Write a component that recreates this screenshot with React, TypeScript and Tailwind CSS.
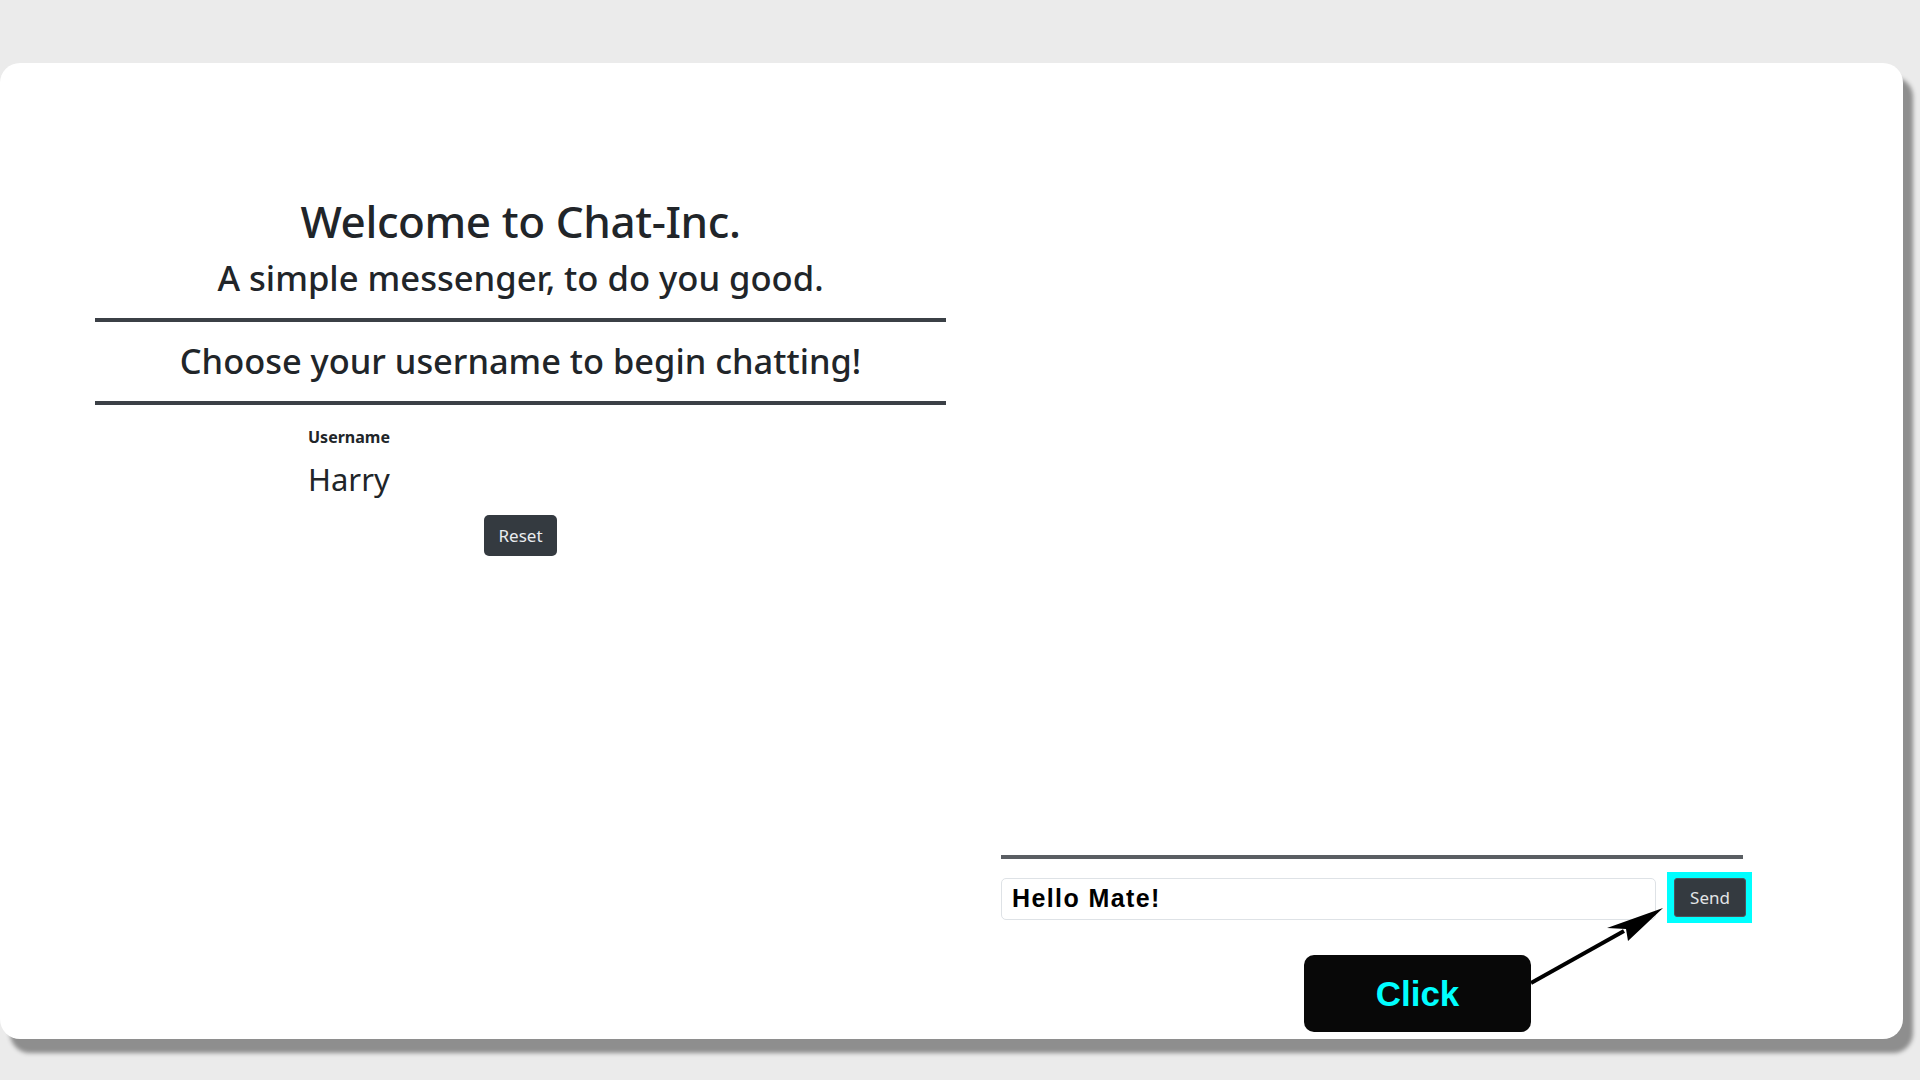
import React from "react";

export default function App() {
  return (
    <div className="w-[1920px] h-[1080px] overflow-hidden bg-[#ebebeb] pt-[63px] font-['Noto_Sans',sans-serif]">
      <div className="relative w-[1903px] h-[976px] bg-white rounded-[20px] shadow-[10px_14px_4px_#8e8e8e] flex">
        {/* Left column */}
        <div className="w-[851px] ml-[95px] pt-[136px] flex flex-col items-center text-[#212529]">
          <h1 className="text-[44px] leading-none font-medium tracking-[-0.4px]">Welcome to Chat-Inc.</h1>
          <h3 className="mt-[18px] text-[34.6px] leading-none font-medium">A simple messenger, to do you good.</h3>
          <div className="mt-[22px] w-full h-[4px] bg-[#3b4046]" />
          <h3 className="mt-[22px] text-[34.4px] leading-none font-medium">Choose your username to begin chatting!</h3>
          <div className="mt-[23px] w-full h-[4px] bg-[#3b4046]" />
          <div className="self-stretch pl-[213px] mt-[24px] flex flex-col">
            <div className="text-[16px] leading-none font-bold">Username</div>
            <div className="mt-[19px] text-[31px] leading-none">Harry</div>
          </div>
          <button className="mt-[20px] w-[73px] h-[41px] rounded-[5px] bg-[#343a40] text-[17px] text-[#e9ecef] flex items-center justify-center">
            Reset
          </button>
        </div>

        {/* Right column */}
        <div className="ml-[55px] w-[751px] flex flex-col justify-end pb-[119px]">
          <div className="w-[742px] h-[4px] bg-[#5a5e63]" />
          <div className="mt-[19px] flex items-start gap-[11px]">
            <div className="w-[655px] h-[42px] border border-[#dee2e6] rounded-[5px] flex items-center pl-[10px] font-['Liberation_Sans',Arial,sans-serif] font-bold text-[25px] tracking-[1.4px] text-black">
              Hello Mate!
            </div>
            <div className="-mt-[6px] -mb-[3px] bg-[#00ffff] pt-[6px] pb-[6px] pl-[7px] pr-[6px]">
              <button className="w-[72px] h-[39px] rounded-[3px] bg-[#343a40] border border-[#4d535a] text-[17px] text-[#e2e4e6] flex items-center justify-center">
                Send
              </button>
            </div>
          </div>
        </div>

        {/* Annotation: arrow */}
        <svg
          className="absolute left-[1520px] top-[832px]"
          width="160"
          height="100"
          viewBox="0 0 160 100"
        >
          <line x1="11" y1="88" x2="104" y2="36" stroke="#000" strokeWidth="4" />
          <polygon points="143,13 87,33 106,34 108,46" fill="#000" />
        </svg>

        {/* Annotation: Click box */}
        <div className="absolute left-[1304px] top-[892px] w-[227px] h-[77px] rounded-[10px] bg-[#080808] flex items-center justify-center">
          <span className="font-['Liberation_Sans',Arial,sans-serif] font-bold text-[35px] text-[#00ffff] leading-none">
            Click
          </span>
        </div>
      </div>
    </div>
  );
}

------

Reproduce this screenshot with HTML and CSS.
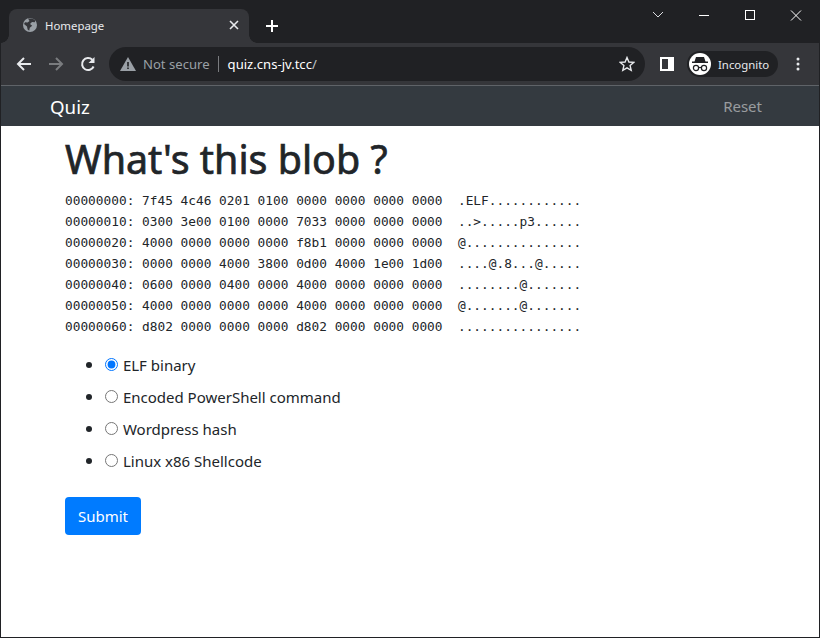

------

■ **WORK TO COMPLETE**
Give the number of lines containing the word "screenshot". No other answer is needed.

■ **EXPECTED ANSWER**
2